* Do this
Retype every line from the start of the entries below down to the line with "const headers = ['Messung', 'Position', 'Error', '', ''];", both ends included; skip the pictures.

BEGIN Working data

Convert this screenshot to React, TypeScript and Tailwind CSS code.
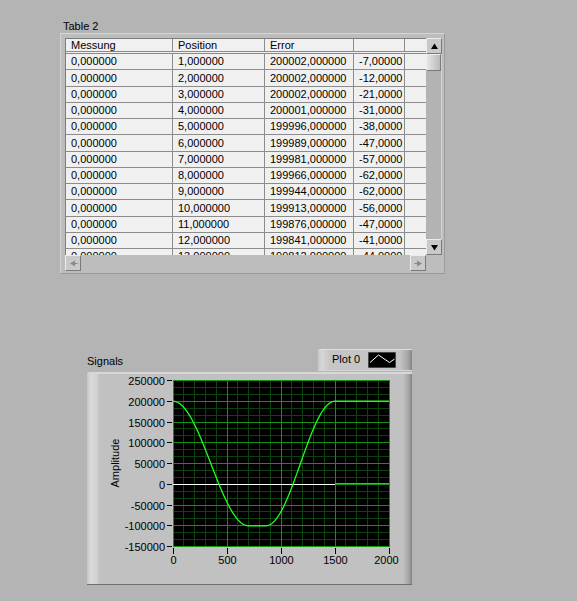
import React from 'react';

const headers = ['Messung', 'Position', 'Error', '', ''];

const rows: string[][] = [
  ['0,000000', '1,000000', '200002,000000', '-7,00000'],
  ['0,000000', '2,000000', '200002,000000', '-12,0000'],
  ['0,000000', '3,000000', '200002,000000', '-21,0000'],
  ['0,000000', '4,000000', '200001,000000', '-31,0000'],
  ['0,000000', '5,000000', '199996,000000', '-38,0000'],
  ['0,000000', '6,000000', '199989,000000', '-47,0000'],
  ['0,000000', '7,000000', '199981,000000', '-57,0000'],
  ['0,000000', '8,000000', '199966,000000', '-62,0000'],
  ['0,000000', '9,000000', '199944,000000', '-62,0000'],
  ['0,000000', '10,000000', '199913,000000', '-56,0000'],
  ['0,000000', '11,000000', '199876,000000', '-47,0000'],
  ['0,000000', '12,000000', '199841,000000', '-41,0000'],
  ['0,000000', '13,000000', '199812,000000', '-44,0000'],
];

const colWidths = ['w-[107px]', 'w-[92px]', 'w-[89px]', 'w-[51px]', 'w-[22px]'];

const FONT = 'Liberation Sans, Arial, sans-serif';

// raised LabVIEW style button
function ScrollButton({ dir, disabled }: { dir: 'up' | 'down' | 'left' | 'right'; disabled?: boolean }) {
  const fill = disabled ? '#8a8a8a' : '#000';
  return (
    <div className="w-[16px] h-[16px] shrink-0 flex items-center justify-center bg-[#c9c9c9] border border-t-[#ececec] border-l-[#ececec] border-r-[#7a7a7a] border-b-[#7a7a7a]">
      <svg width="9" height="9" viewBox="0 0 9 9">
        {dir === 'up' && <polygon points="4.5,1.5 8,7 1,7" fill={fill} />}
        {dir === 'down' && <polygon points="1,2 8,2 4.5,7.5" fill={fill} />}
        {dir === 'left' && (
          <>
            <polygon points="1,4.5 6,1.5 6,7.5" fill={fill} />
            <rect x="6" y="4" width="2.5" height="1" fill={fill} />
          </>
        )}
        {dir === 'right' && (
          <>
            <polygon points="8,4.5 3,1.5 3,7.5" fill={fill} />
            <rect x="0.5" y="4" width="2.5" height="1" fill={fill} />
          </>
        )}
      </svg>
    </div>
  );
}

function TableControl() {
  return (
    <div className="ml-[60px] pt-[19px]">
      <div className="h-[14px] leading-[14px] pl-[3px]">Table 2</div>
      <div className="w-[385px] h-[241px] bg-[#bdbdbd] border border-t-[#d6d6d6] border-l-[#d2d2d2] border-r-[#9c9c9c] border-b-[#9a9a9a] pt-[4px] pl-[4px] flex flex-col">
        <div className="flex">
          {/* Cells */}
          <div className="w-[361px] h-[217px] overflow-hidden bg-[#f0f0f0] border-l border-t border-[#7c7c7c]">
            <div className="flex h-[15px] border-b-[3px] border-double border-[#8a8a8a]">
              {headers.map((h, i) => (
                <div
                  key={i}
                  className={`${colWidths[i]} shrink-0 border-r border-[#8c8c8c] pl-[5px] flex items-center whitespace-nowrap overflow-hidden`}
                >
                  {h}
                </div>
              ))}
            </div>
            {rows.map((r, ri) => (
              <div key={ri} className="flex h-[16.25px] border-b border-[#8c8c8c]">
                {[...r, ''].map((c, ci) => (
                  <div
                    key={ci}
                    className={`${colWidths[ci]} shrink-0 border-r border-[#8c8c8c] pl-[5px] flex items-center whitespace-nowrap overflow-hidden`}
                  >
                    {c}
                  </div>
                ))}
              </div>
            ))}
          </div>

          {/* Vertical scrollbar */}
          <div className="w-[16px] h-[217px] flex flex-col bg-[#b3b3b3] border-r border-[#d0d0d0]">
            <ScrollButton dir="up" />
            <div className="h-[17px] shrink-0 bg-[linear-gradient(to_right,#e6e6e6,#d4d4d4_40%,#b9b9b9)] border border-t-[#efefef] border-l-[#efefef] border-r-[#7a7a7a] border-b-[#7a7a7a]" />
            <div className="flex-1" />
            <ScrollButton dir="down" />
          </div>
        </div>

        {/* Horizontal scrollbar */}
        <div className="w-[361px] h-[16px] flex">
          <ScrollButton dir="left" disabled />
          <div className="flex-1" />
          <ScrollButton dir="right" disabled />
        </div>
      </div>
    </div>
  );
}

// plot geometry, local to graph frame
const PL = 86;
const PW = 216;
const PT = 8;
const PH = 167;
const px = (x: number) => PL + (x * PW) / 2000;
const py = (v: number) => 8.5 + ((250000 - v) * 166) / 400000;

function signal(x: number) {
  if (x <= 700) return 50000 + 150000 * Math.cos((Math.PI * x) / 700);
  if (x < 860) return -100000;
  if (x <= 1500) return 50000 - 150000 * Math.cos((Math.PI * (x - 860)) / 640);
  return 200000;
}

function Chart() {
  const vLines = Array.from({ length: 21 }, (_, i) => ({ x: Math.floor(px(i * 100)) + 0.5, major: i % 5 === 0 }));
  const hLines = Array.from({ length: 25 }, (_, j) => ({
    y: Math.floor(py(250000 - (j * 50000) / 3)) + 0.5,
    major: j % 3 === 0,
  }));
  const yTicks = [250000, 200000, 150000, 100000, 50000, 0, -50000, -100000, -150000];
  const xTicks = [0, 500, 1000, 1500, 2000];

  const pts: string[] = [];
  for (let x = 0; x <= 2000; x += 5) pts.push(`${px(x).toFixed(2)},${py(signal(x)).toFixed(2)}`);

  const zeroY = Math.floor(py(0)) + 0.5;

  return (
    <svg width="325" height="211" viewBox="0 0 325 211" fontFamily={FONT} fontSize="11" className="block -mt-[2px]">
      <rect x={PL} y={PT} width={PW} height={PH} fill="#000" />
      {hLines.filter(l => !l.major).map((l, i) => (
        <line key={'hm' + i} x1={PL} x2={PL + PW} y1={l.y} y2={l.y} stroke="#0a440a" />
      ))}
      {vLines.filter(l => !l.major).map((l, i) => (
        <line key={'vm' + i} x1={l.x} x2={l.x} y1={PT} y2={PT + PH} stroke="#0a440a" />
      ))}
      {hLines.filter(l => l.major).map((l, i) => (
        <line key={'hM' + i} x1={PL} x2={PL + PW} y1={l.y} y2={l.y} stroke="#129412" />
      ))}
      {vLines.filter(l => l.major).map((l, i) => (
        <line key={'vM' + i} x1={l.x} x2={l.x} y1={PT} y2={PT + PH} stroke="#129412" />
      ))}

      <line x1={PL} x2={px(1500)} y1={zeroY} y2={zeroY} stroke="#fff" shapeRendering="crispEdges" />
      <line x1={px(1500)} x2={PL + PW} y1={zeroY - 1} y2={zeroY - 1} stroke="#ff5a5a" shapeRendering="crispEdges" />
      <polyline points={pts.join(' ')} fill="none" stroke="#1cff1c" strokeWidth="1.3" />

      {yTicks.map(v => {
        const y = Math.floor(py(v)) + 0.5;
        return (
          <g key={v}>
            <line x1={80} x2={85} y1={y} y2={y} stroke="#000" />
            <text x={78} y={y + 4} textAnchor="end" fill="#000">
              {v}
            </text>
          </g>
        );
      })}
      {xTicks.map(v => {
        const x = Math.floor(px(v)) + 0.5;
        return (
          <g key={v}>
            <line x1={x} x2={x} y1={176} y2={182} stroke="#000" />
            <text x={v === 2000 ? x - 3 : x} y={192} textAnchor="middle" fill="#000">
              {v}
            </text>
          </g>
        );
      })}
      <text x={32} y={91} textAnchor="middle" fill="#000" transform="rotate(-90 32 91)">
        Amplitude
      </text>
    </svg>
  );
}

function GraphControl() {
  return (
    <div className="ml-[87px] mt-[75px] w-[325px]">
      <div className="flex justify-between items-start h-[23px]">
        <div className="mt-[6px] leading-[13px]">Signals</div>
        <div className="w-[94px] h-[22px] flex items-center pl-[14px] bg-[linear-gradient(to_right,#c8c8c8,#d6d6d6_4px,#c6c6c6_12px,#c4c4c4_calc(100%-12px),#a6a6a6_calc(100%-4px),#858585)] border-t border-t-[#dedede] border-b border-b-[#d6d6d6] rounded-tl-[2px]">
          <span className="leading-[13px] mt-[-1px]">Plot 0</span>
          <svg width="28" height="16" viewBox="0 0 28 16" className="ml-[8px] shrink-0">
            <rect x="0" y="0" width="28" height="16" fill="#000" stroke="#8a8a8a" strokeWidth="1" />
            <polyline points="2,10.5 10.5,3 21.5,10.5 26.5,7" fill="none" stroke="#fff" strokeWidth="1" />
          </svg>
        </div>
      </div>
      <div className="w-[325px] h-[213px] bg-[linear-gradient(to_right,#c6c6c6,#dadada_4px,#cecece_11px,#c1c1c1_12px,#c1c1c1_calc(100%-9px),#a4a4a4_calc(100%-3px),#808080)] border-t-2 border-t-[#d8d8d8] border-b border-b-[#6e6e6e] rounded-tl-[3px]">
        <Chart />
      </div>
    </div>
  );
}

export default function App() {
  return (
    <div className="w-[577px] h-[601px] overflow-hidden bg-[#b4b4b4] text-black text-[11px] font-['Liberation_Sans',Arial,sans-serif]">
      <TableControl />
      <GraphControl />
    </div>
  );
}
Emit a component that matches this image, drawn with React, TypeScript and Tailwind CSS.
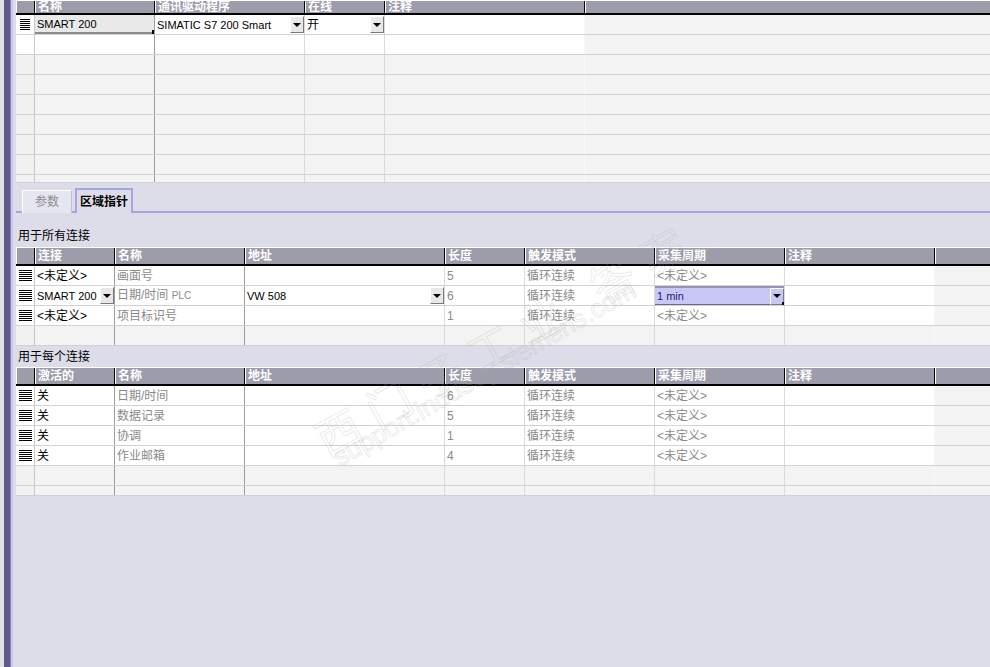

END Working data

* Exercise answer
Convert this screenshot to React, TypeScript and Tailwind CSS code.
import React from 'react';

const headers = ['Messung', 'Position', 'Error', '', ''];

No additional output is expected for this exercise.